Explosive connectivity and mechanical rigidity in cubic lattice structures
Abstract
We study explosive connectivity and mechanical rigidity in three-dimensional cubic lattice structures under Achlioptas-type product-rule dynamics.
Our work combines extensive numerical simulation with a theoretical framework based on rigorous finite-size scaling.
Using massive-scale simulations up to $L=192$ ($N \approx 7 \times 10^6$) with 20,000 independent realizations, we demonstrate that for $k \ge 8$, the peak susceptibility scales with an exponent of $\gamma = 1.000$, and the maximum single-step jump stabilizes at a macroscopic fraction.

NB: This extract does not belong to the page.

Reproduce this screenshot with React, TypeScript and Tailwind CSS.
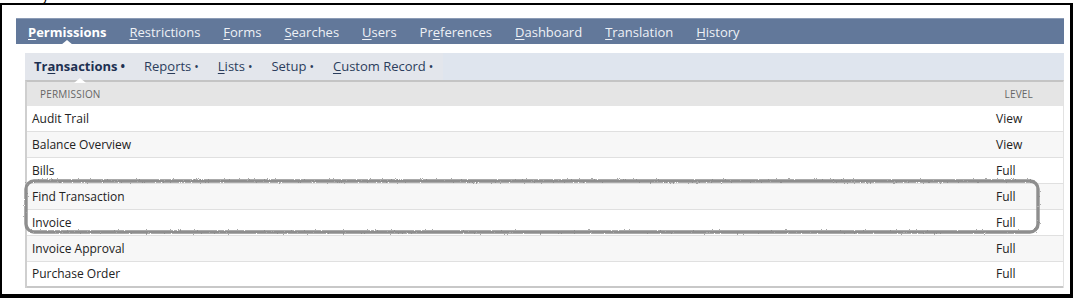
import React from "react";

const tabs: { pre: string; u: string; post: string; active?: boolean }[] = [
  { pre: "", u: "P", post: "ermissions", active: true },
  { pre: "", u: "R", post: "estrictions" },
  { pre: "", u: "F", post: "orms" },
  { pre: "", u: "S", post: "earches" },
  { pre: "", u: "U", post: "sers" },
  { pre: "Pr", u: "e", post: "ferences" },
  { pre: "", u: "D", post: "ashboard" },
  { pre: "", u: "T", post: "ranslation" },
  { pre: "", u: "H", post: "istory" },
];

const subtabs: { pre: string; u: string; post: string; active?: boolean }[] = [
  { pre: "Tr", u: "a", post: "nsactions", active: true },
  { pre: "Rep", u: "o", post: "rts" },
  { pre: "", u: "L", post: "ists" },
  { pre: "Setup", u: "", post: "" },
  { pre: "", u: "C", post: "ustom Record" },
];

const rows: [string, string][] = [
  ["Audit Trail", "View"],
  ["Balance Overview", "View"],
  ["Bills", "Full"],
  ["Find Transaction", "Full"],
  ["Invoice", "Full"],
  ["Invoice Approval", "Full"],
  ["Purchase Order", "Full"],
];

export default function App() {
  return (
    <div
      className="w-[1073px] h-[298px] bg-white flex flex-col overflow-hidden"
      style={{ fontFamily: '"Open Sans", "Noto Sans", sans-serif' }}
    >
      <div className="h-[3px] overflow-hidden relative">
        <div className="absolute left-[20px] top-[-12px] text-[14px] leading-[14px] text-black">
          ively.
        </div>
      </div>
      <div className="flex-1 border-t-2 border-l-2 border-r-[3px] border-b-[4px] border-black pt-[13px] pl-[14px] pr-[6px] relative">
        {/* main tabs */}
        <div className="h-[26px] bg-[#62789a] border-t border-[#8b9bb5] flex items-center pl-[12px] gap-[23px]">
          {tabs.map((t, i) => (
            <div
              key={i}
              className={
                "relative text-[13px] leading-[24px] " +
                (t.active ? "font-bold text-white" : "text-[#eef1f6]")
              }
            >
              {t.pre}
              <span className="underline underline-offset-2 decoration-1">{t.u}</span>
              {t.post}
              {t.active && (
                <div className="absolute left-1/2 -translate-x-1/2 bottom-[-1px] w-0 h-0 border-l-[6px] border-r-[6px] border-b-[5px] border-l-transparent border-r-transparent border-b-white" />
              )}
            </div>
          ))}
        </div>
        {/* sub tabs */}
        <div className="ml-[9px] mt-[9px]">
          <div className="h-[27px] bg-[#dfe5ee] flex">
            <div className="flex items-center bg-[#e3e6ec] pl-[9px] pr-[10px] gap-[19px]">
              {subtabs.map((t, i) => (
                <div
                  key={i}
                  className={
                    "relative text-[13px] leading-[24px] whitespace-nowrap " +
                    (t.active ? "font-bold text-[#1e3152]" : "text-[#2b3d5c]")
                  }
                >
                  {t.pre}
                  {t.u && <span className="underline underline-offset-2 decoration-1">{t.u}</span>}
                  {t.post}
                  <span className="ml-[3px] text-[12px]">•</span>
                  {t.active && (
                    <div className="absolute left-1/2 -translate-x-1/2 bottom-[-4px] w-0 h-0 border-l-[6px] border-r-[6px] border-b-[5px] border-l-transparent border-r-transparent border-b-white" />
                  )}
                </div>
              ))}
            </div>
          </div>
          <div className="border-t-2 border-[#c4c4c4] border-l-2 border-l-[#cfcfcf] border-r border-r-[#e2e2e2]">
            <div className="h-[24px] bg-[#e5e5e5] flex items-center justify-between pl-[13px] pr-[30px] text-[10px] text-[#666] uppercase tracking-[0.2px]">
              <span>Permission</span>
              <span>Level</span>
            </div>
            {rows.map(([name, lvl], i) => (
              <div
                key={i}
                className={
                  "h-[26px] flex items-center justify-between pl-[5px] pr-[33px] text-[12px] text-[#222] border-b border-[#e0e0e0] " +
                  (i % 2 === 1 ? "bg-[#f7f7f7]" : "bg-white") +
                  (i === rows.length - 1 ? " border-b-2 border-b-[#c8c8c8]" : "")
                }
              >
                <span>{name}</span>
                <span className="w-[34px] text-left">{lvl}</span>
              </div>
            ))}
          </div>
        </div>
        {/* hand-drawn highlight */}
        <svg
          className="absolute left-[21px] top-[173px] pointer-events-none"
          width="1020"
          height="58"
          viewBox="0 0 1020 58"
        >
          <defs>
            <filter id="rough" x="-2%" y="-15%" width="104%" height="130%">
              <feTurbulence type="fractalNoise" baseFrequency="1.3" numOctaves="2" seed="7" result="noise" />
              <feDisplacementMap in="SourceGraphic" in2="noise" scale="2.2" />
            </filter>
          </defs>
          <rect
            x="3"
            y="3"
            width="1012"
            height="51"
            rx="8"
            ry="8"
            fill="none"
            stroke="#8e8e8e"
            strokeWidth="3.4"
            filter="url(#rough)"
          />
        </svg>
      </div>
    </div>
  );
}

This confirms that while the transition is continuous in the infinite thermodynamic limit, it exhibits the exact finite-size scaling signatures of a first-order discontinuity in finite physical systems.

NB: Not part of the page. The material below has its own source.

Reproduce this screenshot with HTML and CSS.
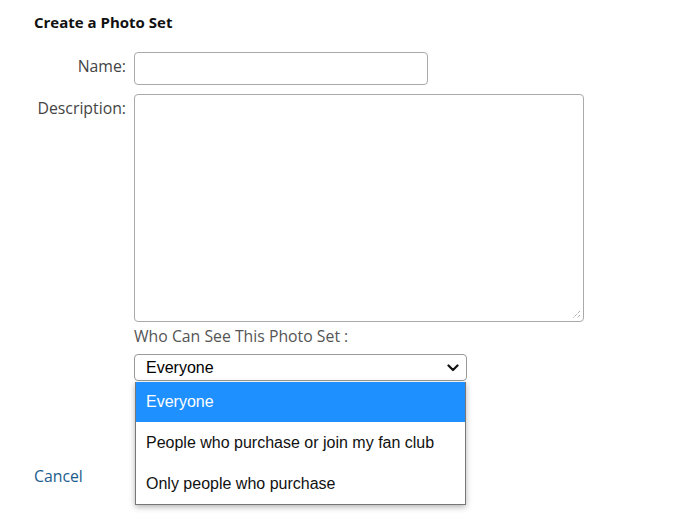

For rigidity, we discover numerically that for richly-connected hosts, increasing the number of choices $k$ optimally enhances the efficiency of rigidification.
To explain this phenomenon, we propose a theoretical model centered on a conditional progress function that links an edge's local product-rule score to its global mechanical utility.
We show that while local rigidification efficiency monotonically increases, the global rigidity gap exhibits a ``Goldilocks'' minimum at intermediate $k$ due to the emergence of maximally floppy, tree-like components at large $k$.
Altogether, our work provides new insights into the relationship between local dynamics and global connectivity and rigidity in cubic lattice structures via both theory and computation.